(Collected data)
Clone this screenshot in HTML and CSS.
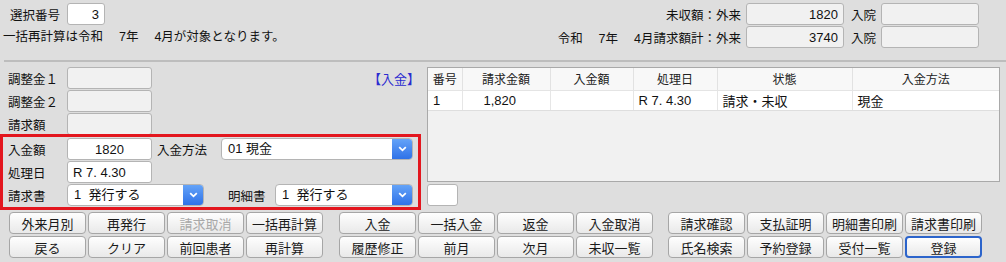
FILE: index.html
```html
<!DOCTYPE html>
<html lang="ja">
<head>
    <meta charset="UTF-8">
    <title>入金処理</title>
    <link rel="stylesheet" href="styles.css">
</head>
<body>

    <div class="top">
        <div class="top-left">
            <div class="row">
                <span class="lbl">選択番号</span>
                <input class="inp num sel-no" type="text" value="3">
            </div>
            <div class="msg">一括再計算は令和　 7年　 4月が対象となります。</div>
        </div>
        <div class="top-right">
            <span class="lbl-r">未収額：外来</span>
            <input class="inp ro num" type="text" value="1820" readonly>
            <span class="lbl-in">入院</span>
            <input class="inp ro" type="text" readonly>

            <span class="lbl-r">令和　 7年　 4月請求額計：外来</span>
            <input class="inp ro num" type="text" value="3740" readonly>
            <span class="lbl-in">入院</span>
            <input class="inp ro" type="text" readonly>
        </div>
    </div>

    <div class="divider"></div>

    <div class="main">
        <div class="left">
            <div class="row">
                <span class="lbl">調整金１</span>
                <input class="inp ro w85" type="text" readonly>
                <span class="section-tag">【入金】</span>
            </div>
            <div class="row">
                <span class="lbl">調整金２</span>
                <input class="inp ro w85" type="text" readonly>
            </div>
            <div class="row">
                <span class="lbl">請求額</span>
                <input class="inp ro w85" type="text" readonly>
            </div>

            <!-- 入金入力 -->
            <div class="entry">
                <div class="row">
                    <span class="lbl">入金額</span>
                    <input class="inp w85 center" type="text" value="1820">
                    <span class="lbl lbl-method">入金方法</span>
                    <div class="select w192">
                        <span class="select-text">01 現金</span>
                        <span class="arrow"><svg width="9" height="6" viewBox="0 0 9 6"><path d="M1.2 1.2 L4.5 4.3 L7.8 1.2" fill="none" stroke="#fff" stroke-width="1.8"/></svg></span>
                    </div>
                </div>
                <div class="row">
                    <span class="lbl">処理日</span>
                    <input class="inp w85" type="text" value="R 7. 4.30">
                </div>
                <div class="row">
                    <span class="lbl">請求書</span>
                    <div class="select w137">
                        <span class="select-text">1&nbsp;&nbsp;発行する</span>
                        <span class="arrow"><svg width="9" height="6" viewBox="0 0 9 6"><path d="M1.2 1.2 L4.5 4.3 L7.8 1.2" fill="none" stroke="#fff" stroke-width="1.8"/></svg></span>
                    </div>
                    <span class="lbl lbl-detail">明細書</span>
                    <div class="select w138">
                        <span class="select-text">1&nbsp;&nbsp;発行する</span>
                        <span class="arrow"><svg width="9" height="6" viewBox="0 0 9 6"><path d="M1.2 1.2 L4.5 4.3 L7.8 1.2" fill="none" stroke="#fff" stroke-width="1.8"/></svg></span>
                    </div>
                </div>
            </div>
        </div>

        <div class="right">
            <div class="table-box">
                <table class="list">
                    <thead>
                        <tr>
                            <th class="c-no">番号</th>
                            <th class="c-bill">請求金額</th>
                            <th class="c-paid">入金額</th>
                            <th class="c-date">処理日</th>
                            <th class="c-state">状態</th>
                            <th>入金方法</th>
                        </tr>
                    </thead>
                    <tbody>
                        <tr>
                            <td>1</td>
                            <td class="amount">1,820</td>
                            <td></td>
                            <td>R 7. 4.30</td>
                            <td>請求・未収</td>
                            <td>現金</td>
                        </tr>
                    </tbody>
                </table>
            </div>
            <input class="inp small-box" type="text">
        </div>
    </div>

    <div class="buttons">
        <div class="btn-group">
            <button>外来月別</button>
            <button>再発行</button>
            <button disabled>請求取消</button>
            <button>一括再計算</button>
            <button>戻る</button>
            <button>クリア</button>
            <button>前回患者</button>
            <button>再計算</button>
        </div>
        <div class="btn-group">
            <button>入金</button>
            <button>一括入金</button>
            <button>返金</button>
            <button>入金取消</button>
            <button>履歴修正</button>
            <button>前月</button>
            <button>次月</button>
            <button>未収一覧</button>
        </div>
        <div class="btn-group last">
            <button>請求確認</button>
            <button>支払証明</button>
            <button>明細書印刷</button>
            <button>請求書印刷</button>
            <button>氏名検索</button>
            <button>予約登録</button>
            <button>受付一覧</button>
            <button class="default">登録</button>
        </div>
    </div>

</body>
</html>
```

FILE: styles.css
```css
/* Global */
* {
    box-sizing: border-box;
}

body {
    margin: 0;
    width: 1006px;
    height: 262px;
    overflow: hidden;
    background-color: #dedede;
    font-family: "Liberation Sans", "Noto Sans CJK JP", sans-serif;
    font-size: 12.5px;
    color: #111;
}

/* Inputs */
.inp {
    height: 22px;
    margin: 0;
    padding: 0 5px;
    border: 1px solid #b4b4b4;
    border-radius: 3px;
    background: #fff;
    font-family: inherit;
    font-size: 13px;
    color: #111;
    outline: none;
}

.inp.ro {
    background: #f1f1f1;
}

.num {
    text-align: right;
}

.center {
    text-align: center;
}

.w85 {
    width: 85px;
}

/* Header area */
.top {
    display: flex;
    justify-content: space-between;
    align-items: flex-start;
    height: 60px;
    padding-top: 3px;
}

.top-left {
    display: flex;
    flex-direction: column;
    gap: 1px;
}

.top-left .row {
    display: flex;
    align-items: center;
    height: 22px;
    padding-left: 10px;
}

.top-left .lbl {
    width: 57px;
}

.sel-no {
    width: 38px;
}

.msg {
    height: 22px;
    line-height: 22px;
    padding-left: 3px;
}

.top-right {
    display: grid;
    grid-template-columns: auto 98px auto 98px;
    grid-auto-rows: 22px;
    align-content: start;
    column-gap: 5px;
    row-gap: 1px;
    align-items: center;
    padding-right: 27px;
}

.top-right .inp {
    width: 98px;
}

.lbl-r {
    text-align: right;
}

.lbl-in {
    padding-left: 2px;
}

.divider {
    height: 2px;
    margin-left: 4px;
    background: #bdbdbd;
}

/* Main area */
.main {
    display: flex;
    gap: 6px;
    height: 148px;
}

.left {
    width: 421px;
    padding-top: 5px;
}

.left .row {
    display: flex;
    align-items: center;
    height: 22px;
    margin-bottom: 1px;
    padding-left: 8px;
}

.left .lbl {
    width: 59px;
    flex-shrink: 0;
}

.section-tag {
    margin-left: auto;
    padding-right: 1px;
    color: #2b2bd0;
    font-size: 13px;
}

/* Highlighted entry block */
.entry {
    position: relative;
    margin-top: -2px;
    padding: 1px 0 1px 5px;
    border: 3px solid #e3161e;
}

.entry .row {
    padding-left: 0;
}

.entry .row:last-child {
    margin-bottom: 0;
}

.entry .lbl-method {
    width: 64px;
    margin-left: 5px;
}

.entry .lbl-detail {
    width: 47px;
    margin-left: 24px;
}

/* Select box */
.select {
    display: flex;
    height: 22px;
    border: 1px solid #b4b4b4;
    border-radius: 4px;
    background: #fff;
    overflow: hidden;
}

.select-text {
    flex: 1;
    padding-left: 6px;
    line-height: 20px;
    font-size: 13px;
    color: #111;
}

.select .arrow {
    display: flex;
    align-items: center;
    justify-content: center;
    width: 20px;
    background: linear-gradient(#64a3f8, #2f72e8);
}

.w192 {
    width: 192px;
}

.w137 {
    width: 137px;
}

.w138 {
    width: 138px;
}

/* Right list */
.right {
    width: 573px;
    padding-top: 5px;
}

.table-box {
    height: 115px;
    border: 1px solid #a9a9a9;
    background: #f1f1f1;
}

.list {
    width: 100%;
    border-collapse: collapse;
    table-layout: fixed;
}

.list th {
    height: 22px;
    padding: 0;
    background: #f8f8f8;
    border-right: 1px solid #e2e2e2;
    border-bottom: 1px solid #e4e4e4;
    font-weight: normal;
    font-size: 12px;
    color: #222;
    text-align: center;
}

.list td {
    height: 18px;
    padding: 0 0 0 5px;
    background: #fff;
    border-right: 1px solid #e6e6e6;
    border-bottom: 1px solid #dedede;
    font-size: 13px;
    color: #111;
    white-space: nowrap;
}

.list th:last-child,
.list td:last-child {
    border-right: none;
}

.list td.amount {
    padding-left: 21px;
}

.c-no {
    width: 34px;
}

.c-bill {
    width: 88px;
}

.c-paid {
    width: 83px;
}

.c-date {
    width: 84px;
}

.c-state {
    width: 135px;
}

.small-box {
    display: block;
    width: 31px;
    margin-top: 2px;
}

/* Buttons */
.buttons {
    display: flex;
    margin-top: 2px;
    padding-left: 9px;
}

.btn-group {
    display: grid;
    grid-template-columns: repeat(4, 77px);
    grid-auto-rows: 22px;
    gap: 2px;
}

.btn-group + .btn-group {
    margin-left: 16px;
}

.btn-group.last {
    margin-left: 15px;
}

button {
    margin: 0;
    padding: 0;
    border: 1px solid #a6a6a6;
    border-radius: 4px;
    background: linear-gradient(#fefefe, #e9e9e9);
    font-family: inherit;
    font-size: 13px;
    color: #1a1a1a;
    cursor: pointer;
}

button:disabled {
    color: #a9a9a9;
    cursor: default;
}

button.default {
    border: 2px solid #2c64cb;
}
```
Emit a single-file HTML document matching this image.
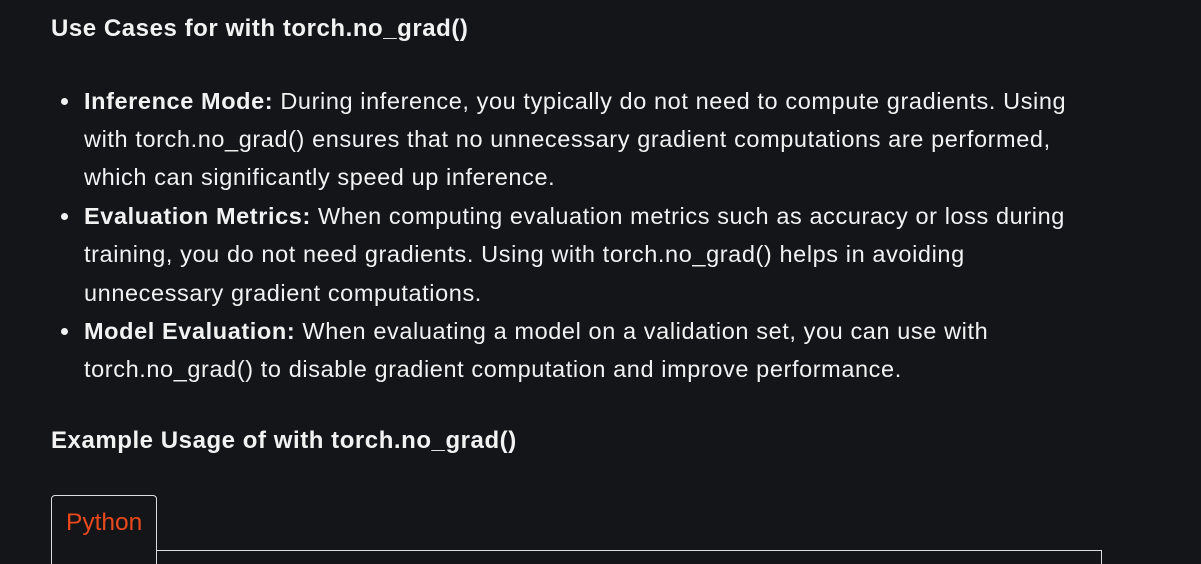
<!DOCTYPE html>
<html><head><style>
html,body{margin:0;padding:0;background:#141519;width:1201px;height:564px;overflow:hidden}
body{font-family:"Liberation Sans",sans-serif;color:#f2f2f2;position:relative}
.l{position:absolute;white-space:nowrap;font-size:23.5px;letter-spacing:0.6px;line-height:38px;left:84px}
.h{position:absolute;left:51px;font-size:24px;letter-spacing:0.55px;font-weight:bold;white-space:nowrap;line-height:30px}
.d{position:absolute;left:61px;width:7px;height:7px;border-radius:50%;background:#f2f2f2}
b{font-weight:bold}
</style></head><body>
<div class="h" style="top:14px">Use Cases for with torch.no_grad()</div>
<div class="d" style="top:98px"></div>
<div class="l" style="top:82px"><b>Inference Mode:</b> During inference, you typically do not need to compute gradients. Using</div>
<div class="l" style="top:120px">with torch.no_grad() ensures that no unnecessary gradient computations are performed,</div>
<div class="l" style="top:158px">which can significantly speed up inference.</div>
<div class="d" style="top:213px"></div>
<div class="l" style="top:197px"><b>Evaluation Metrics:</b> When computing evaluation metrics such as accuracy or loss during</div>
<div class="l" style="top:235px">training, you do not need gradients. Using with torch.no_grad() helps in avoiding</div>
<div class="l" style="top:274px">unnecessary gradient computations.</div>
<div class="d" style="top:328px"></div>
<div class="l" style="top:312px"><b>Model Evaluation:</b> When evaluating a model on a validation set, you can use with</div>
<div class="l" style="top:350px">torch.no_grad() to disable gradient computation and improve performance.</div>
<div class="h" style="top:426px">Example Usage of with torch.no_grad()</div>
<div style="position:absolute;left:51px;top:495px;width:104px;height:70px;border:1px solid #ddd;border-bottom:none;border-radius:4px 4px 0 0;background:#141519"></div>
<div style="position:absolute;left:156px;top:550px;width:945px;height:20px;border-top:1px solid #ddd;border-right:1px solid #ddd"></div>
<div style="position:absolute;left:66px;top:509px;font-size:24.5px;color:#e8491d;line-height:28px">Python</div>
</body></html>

### [TASK REQUIREMENTS]
Among the records above, find each line holding the string "this" and pull it out.

### [TASK ANSWER]
Clone this screenshot in HTML and CSS.
Emit a single-file HTML document matching this image.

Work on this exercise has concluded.